------ DATA BLOCK ------

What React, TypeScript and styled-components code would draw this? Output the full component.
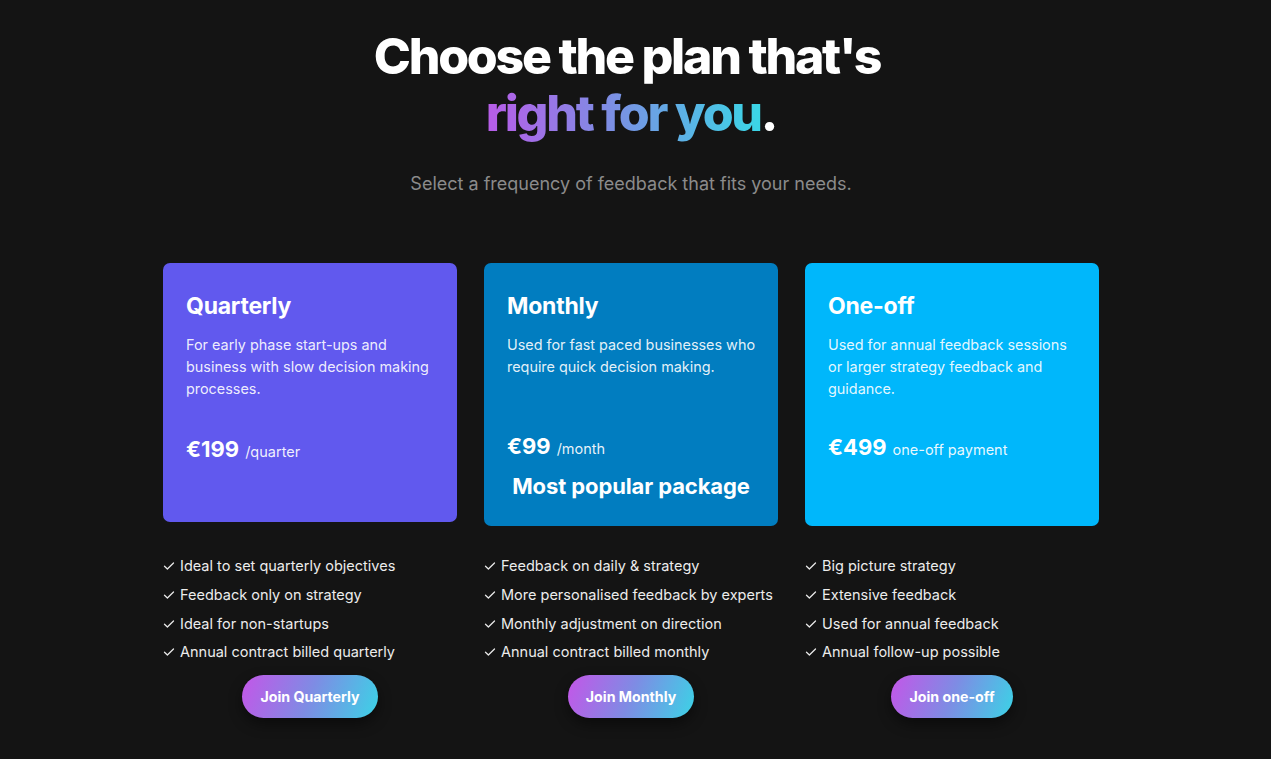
import React from "react"
import styled, { createGlobalStyle } from "styled-components"

const GlobalStyle = createGlobalStyle`
    html, body {
        margin: 0;
        padding: 0;
        background: #141414;
    }
    body {
        font-family: Inter, "Noto Sans", sans-serif;
        color: #fff;
        -webkit-font-smoothing: antialiased;
    }
`

const Page = styled.main`
    box-sizing: border-box;
    width: 1262px;
    min-height: 759px;
    display: flex;
    flex-direction: column;
    align-items: center;
    padding-top: 28px;
`

const Heading = styled.h1`
    margin: 0;
    font-size: 50px;
    line-height: 57px;
    font-weight: 800;
    letter-spacing: -0.045em;
    text-align: center;
`

const FirstLine = styled.span`
    display: inline-block;
    padding-right: 8px;
`

const Gradient = styled.span`
    background: linear-gradient(90deg, #b85ce8 0%, #7d8ee4 45%, #3ad6e6 100%);
    -webkit-background-clip: text;
    background-clip: text;
    color: transparent;
`

const Subtitle = styled.p`
    margin: 30px 0 0;
    font-size: 18px;
    line-height: 24px;
    color: #8b8b8b;
`

const Plans = styled.section`
    margin-top: 67px;
    display: grid;
    grid-template-columns: repeat(3, 294px);
    column-gap: 27px;
    align-items: start;
`

const Column = styled.div`
    display: grid;
    grid-template-rows: 263px auto auto;
`

interface CardProps {
    $bg: string
    $height: number
}

const Card = styled.div<CardProps>`
    box-sizing: border-box;
    height: ${(p) => p.$height}px;
    background: ${(p) => p.$bg};
    border-radius: 7px;
    padding: 28px 16px 0 23px;
    display: flex;
    flex-direction: column;
`

const CardTitle = styled.h2`
    margin: 0;
    font-size: 23px;
    line-height: 30px;
    font-weight: 700;
    letter-spacing: -0.01em;
`

const Description = styled.p`
    margin: 13px 0 0;
    min-height: 66px;
    font-size: 14.4px;
    line-height: 22px;
    color: rgba(255, 255, 255, 0.9);
`

const Price = styled.div<{ $offset: number }>`
    margin-top: ${(p) => p.$offset}px;
    display: flex;
    align-items: baseline;
    gap: 6px;
`

const Amount = styled.span`
    font-size: 22px;
    font-weight: 700;
`

const Period = styled.span`
    font-size: 14.5px;
    color: rgba(255, 255, 255, 0.92);
`

const Popular = styled.div`
    margin: 14px 0 0 -7px;
    text-align: center;
    font-size: 22px;
    font-weight: 700;
    letter-spacing: -0.005em;
`

const Features = styled.ul`
    list-style: none;
    margin: 30px 0 0;
    padding: 0;
    display: flex;
    flex-direction: column;
    gap: 8.8px;
`

const Feature = styled.li`
    display: flex;
    align-items: center;
    gap: 5px;
    font-size: 14.5px;
    line-height: 20px;
    color: #ececec;
`

const Check = styled.svg`
    flex: none;
    width: 12px;
    height: 12px;
`

const ButtonRow = styled.div`
    display: flex;
    justify-content: center;
    margin-top: 13px;
`

const JoinButton = styled.button`
    height: 43px;
    padding: 0 18px;
    border: none;
    border-radius: 22px;
    background: linear-gradient(110deg, #c456e8 0%, #7e8ce4 50%, #3bd3e6 100%);
    box-shadow: 0 6px 14px rgba(0, 0, 0, 0.45);
    color: #fff;
    font-family: Inter, "Noto Sans", sans-serif;
    font-size: 14.2px;
    font-weight: 700;
    cursor: pointer;
`

interface Plan {
    name: string
    description: string
    amount: string
    period: string
    color: string
    height: number
    priceOffset: number
    popular?: boolean
    features: string[]
    cta: string
}

const plans: Plan[] = [
    {
        name: "Quarterly",
        description: "For early phase start-ups and business with slow decision making processes.",
        amount: "€199",
        period: "/quarter",
        color: "#6159ee",
        height: 259,
        priceOffset: 36,
        features: [
            "Ideal to set quarterly objectives",
            "Feedback only on strategy",
            "Ideal for non-startups",
            "Annual contract billed quarterly",
        ],
        cta: "Join Quarterly",
    },
    {
        name: "Monthly",
        description: "Used for fast paced businesses who require quick decision making.",
        amount: "€99",
        period: "/month",
        color: "#017dc0",
        height: 263,
        priceOffset: 33,
        popular: true,
        features: [
            "Feedback on daily & strategy",
            "More personalised feedback by experts",
            "Monthly adjustment on direction",
            "Annual contract billed monthly",
        ],
        cta: "Join Monthly",
    },
    {
        name: "One-off",
        description: "Used for annual feedback sessions or larger strategy feedback and guidance.",
        amount: "€499",
        period: "one-off payment",
        color: "#00b7fb",
        height: 263,
        priceOffset: 34,
        features: [
            "Big picture strategy",
            "Extensive feedback",
            "Used for annual feedback",
            "Annual follow-up possible",
        ],
        cta: "Join one-off",
    },
]

const CheckIcon = () => (
    <Check viewBox="0 0 12 12" fill="none">
        <path d="M1.5 6.3 L4.4 9 L10.5 3" stroke="#e8e8e8" strokeWidth="1.3" strokeLinecap="round" strokeLinejoin="round" />
    </Check>
)

const App = () => {
    return (
        <>
            <GlobalStyle />
            <Page>
                <Heading>
                    <FirstLine>Choose the plan that's</FirstLine>
                    <br />
                    <Gradient>right for you</Gradient>.
                </Heading>
                <Subtitle>Select a frequency of feedback that fits your needs.</Subtitle>
                <Plans>
                    {plans.map((plan) => (
                        <Column key={plan.name}>
                            <div>
                                <Card $bg={plan.color} $height={plan.height}>
                                    <CardTitle>{plan.name}</CardTitle>
                                    <Description>{plan.description}</Description>
                                    <Price $offset={plan.priceOffset}>
                                        <Amount>{plan.amount}</Amount>
                                        <Period>{plan.period}</Period>
                                    </Price>
                                    {plan.popular && <Popular>Most popular package</Popular>}
                                </Card>
                            </div>
                            <Features>
                                {plan.features.map((f) => (
                                    <Feature key={f}>
                                        <CheckIcon />
                                        {f}
                                    </Feature>
                                ))}
                            </Features>
                            <ButtonRow>
                                <JoinButton>{plan.cta}</JoinButton>
                            </ButtonRow>
                        </Column>
                    ))}
                </Plans>
            </Page>
        </>
    )
}

export default App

------

[PROBLEM DESCRIPTION] Look through the listing above. Pick out each line with "React" and copy it.

[SOLUTION FOR THIS TASK]
What React, TypeScript and styled-components code would draw this? Output the full component.
import React from "react"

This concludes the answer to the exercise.